■ Task details ■
Search the data for the string "table" and gather each line it is in.

■ Data section ■
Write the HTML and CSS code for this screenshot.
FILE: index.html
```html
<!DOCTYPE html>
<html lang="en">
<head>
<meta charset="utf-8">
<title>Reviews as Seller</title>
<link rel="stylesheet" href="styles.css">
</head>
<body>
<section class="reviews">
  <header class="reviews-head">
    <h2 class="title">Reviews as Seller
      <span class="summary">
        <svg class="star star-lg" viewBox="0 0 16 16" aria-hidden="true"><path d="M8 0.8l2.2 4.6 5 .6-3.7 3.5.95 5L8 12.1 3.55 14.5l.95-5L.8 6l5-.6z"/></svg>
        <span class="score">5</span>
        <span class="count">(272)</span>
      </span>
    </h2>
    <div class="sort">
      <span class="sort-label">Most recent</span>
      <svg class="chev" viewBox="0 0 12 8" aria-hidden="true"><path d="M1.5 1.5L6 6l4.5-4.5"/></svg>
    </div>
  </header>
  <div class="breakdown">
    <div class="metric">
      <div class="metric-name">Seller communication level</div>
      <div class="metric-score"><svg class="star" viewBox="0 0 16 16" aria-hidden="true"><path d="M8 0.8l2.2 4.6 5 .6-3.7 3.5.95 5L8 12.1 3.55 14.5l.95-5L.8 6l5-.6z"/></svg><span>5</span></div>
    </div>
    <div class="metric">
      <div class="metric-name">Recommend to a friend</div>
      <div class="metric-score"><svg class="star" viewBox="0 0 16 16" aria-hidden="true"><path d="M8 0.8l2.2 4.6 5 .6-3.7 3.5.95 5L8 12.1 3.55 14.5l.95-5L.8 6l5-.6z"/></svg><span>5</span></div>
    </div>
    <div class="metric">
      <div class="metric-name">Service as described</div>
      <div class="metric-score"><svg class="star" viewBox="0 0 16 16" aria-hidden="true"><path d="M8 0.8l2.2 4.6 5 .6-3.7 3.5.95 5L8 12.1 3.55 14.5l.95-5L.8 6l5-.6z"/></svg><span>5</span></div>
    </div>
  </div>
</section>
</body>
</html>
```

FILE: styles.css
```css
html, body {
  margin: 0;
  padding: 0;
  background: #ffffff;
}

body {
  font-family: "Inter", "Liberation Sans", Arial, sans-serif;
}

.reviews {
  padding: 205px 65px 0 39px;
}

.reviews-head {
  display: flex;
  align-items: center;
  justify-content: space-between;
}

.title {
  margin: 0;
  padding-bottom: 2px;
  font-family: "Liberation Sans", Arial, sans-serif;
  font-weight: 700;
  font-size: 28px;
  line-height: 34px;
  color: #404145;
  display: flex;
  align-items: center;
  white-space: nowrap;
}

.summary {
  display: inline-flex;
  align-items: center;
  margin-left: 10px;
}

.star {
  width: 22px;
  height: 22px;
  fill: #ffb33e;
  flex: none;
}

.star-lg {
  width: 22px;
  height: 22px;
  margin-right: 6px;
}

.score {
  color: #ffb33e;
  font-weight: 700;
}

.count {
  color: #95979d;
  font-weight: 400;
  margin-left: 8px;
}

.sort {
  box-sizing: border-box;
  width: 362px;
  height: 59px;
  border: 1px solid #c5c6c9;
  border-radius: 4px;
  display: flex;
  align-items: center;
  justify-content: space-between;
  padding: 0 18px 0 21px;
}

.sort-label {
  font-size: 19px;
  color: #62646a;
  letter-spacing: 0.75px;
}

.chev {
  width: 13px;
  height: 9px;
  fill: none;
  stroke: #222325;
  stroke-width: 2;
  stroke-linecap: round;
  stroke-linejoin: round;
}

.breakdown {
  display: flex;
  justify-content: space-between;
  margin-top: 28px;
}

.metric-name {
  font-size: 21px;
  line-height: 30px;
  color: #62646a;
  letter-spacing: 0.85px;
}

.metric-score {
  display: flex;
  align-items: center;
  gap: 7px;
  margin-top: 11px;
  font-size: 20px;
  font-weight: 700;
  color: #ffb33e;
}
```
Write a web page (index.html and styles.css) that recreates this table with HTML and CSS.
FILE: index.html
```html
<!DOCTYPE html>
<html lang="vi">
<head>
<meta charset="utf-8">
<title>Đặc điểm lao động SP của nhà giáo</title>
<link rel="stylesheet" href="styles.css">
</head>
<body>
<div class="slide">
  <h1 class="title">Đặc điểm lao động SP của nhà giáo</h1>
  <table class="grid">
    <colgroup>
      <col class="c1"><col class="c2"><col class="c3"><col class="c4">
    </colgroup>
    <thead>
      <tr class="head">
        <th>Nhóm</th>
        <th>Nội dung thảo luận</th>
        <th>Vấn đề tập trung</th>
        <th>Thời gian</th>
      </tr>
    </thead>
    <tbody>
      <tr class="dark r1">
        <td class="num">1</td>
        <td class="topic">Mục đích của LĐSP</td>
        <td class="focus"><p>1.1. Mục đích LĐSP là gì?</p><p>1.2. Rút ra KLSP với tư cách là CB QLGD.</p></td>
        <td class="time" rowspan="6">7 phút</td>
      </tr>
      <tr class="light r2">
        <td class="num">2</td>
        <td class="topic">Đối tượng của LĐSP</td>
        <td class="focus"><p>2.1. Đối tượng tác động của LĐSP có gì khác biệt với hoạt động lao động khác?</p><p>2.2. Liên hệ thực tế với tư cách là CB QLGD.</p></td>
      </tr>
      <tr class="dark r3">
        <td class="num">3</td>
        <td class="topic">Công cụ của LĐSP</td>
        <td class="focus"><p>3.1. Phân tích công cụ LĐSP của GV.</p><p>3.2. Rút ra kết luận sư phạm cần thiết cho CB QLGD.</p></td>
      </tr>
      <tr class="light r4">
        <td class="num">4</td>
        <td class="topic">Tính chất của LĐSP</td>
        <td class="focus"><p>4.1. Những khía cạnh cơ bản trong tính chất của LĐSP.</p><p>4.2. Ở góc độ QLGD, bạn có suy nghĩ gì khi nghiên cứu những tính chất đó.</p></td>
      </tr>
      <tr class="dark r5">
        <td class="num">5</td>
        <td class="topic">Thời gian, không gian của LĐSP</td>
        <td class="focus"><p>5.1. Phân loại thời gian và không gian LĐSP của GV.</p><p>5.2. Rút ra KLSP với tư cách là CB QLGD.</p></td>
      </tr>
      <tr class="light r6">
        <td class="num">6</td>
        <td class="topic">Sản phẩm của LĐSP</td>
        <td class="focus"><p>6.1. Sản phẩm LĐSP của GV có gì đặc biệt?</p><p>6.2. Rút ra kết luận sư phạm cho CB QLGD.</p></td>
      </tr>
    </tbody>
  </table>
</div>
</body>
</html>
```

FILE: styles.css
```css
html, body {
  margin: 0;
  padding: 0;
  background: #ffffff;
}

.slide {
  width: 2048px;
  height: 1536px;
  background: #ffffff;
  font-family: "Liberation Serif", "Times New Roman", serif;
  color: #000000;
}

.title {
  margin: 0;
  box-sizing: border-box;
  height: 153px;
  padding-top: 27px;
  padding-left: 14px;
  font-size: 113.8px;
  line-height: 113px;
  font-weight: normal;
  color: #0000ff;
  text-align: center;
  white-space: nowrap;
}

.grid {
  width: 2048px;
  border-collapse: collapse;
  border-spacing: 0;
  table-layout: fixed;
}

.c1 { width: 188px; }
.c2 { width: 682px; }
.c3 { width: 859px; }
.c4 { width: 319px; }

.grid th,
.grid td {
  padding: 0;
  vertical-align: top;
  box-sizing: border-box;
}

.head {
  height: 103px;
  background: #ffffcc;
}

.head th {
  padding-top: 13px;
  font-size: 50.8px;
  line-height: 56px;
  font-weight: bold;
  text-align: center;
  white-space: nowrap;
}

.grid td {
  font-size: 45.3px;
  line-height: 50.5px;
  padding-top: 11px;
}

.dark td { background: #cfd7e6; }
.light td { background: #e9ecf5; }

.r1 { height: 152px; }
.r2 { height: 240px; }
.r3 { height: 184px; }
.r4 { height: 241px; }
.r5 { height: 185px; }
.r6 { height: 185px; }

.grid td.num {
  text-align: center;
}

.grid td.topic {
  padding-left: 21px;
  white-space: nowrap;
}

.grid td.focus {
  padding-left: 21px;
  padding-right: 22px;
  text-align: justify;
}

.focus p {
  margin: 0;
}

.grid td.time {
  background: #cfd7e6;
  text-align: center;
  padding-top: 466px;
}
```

■ Task response ■
Write a web page (index.html and styles.css) that recreates this table with HTML and CSS.
  <table class="grid">
  </table>
  table-layout: fixed;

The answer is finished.